**Task requirements:**
Work out how many lines of the material below mention the word "styles"; reply with the number only.

**Data segment:**
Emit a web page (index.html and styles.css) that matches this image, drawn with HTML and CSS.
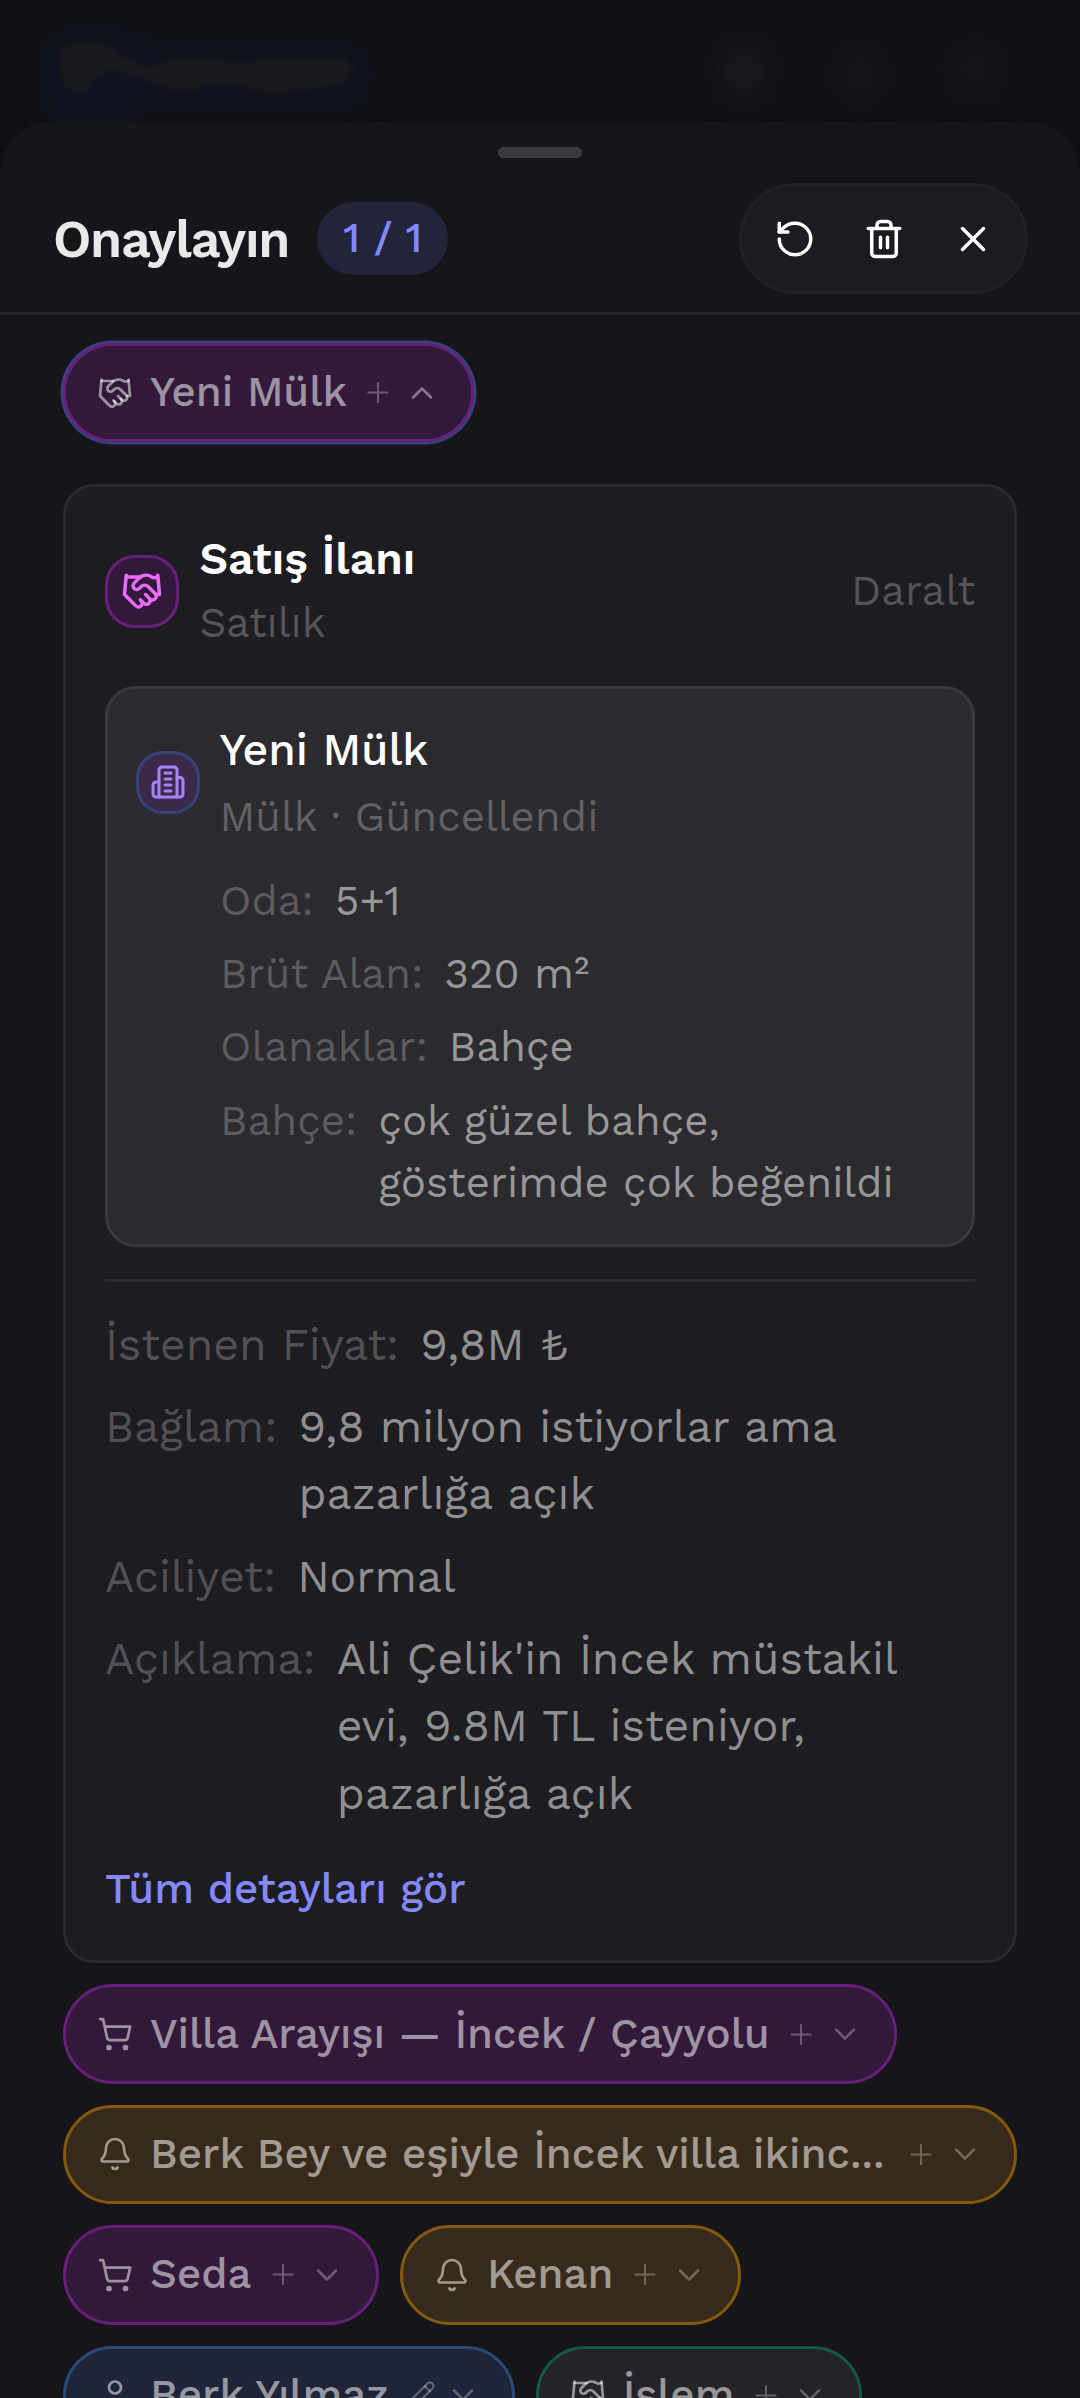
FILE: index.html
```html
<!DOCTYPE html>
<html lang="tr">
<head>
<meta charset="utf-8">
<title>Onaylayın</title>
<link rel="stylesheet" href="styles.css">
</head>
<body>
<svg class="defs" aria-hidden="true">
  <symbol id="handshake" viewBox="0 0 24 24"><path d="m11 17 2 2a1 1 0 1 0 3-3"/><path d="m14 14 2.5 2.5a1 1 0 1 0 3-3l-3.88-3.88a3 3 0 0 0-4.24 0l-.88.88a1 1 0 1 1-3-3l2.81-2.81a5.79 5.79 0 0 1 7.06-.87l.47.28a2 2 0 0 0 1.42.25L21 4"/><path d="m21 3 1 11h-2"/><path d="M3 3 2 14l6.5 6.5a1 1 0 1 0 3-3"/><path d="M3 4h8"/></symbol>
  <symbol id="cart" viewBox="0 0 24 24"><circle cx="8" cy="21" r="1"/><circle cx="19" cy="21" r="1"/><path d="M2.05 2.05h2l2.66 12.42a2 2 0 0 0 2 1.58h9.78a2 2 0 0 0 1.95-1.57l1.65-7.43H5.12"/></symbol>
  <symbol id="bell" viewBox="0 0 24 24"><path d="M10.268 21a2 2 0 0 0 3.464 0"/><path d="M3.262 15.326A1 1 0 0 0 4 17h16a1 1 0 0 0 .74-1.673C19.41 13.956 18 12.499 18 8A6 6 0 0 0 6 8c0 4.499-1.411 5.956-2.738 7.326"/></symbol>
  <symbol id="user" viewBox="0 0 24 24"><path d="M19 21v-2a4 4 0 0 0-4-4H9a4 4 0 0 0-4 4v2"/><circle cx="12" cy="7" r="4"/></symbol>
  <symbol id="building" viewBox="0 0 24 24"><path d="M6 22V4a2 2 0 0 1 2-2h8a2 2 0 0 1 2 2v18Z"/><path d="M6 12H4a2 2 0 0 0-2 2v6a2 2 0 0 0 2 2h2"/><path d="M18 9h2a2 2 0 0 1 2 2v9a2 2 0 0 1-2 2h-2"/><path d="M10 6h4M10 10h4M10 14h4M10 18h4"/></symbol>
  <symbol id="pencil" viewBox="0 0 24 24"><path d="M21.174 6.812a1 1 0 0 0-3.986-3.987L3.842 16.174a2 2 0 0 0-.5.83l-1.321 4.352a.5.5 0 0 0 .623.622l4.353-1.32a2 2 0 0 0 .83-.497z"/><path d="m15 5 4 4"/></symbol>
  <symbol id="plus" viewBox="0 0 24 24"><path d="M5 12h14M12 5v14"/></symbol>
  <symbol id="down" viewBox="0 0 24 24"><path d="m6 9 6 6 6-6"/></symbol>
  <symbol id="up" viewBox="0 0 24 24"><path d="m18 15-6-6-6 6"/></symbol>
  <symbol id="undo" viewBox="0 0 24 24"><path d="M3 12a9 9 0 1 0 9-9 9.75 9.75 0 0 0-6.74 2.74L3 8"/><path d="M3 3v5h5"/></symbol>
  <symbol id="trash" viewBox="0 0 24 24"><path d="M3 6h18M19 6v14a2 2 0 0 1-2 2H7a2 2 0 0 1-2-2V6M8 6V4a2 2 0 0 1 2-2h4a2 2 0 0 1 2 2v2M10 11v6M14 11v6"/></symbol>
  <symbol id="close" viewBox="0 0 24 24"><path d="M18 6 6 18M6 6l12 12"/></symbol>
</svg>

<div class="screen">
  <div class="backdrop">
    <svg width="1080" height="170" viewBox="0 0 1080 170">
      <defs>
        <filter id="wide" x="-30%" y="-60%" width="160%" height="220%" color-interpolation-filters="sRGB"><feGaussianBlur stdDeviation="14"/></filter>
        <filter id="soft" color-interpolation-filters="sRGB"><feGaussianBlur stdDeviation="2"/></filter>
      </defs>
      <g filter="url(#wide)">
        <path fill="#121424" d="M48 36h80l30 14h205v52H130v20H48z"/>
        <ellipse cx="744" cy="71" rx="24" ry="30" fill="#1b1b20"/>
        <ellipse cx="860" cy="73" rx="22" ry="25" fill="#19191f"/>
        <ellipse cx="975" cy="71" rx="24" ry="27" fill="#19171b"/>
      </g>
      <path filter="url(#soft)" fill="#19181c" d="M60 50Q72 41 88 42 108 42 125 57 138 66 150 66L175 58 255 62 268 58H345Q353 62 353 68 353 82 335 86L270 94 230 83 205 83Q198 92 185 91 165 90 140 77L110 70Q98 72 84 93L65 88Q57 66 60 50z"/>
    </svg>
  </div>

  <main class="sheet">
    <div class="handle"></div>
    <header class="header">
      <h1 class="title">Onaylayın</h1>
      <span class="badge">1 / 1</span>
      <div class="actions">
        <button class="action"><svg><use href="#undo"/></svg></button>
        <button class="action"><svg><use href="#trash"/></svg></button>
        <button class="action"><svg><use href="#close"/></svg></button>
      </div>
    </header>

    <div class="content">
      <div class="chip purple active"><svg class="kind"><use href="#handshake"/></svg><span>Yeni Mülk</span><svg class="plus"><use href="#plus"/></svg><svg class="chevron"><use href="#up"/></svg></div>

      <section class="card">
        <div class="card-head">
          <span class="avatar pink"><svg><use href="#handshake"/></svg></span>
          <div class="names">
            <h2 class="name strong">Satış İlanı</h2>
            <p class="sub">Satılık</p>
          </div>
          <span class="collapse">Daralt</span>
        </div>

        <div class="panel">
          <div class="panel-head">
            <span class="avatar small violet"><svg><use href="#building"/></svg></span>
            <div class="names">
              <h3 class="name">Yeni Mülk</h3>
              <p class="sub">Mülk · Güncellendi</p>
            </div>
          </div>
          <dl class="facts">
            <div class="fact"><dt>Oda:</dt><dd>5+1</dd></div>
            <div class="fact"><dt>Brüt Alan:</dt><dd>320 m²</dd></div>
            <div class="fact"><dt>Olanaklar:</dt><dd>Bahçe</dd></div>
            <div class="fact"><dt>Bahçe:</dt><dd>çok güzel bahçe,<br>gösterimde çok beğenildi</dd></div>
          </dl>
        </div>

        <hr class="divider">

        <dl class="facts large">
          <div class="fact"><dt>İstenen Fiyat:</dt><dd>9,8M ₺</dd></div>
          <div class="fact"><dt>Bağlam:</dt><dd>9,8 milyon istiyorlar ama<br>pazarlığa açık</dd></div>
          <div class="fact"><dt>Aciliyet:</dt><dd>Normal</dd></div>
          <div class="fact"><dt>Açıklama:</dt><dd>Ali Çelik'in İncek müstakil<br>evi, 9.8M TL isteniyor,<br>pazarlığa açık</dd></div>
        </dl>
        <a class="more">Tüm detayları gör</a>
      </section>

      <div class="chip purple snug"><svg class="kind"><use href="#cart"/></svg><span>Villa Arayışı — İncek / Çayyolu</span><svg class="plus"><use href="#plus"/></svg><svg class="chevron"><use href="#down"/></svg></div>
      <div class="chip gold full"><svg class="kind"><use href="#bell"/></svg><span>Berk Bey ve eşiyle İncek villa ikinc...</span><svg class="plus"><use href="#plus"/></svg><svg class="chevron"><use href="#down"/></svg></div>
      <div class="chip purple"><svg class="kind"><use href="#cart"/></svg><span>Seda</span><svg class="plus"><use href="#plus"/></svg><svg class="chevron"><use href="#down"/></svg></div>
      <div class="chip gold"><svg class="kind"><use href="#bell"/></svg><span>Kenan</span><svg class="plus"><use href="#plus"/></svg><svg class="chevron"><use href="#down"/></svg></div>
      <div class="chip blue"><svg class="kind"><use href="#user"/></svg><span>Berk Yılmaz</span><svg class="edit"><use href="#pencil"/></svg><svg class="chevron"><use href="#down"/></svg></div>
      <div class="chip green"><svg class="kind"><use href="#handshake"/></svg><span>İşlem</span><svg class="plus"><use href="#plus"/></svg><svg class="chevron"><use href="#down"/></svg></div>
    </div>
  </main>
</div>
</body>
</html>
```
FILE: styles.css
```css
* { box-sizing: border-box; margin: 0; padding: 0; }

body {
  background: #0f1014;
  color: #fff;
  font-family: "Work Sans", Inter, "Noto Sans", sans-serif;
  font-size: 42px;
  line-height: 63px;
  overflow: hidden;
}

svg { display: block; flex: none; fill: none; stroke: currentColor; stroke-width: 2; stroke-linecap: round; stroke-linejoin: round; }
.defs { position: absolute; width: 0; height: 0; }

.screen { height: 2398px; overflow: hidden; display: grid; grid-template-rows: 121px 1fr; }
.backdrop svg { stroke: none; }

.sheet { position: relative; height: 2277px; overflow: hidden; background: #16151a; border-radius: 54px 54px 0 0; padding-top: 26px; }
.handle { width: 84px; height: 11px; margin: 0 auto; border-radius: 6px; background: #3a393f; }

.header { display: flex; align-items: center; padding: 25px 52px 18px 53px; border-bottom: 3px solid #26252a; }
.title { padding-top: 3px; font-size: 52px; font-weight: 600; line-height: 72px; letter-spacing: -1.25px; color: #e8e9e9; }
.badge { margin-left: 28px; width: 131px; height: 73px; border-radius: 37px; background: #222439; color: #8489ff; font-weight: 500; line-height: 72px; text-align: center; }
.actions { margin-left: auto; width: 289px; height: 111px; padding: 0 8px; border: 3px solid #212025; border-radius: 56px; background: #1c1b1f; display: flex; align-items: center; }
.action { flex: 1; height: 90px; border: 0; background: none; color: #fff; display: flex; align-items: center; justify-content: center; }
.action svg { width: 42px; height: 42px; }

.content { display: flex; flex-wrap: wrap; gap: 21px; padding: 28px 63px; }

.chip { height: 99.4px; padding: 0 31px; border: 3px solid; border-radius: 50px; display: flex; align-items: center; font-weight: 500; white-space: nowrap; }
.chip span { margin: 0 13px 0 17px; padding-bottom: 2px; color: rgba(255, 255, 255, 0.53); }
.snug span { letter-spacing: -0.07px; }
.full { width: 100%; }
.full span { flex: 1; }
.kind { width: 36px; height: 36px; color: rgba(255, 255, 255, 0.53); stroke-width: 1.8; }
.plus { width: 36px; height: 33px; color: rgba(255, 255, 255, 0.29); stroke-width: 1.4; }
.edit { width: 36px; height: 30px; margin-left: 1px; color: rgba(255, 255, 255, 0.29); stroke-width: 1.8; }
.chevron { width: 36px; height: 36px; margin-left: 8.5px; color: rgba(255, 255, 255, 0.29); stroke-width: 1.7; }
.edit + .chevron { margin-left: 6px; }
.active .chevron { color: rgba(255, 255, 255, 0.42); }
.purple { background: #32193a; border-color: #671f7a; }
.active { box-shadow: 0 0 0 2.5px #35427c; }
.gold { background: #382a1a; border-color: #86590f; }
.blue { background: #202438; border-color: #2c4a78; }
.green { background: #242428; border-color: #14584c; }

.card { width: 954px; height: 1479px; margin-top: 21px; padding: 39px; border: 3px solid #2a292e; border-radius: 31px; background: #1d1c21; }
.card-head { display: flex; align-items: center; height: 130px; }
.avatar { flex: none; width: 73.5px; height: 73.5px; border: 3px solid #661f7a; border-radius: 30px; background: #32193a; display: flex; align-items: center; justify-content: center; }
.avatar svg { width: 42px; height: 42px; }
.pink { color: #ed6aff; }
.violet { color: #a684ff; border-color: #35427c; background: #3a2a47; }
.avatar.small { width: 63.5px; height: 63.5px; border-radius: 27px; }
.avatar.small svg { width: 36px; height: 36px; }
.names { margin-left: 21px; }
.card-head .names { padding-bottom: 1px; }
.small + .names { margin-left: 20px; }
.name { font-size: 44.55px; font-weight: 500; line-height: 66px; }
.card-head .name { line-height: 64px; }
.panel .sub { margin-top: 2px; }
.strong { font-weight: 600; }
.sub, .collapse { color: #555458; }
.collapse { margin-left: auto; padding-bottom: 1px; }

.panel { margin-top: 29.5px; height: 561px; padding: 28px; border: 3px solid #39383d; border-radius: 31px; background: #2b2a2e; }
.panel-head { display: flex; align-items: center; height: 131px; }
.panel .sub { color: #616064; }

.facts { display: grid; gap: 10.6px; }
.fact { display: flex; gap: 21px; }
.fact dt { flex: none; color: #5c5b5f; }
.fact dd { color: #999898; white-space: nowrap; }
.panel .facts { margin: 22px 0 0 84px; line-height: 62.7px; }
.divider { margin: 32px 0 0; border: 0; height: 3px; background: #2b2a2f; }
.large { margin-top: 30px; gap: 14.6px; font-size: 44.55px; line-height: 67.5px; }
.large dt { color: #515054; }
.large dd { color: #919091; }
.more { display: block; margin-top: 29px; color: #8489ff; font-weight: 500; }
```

**Expected output:**
3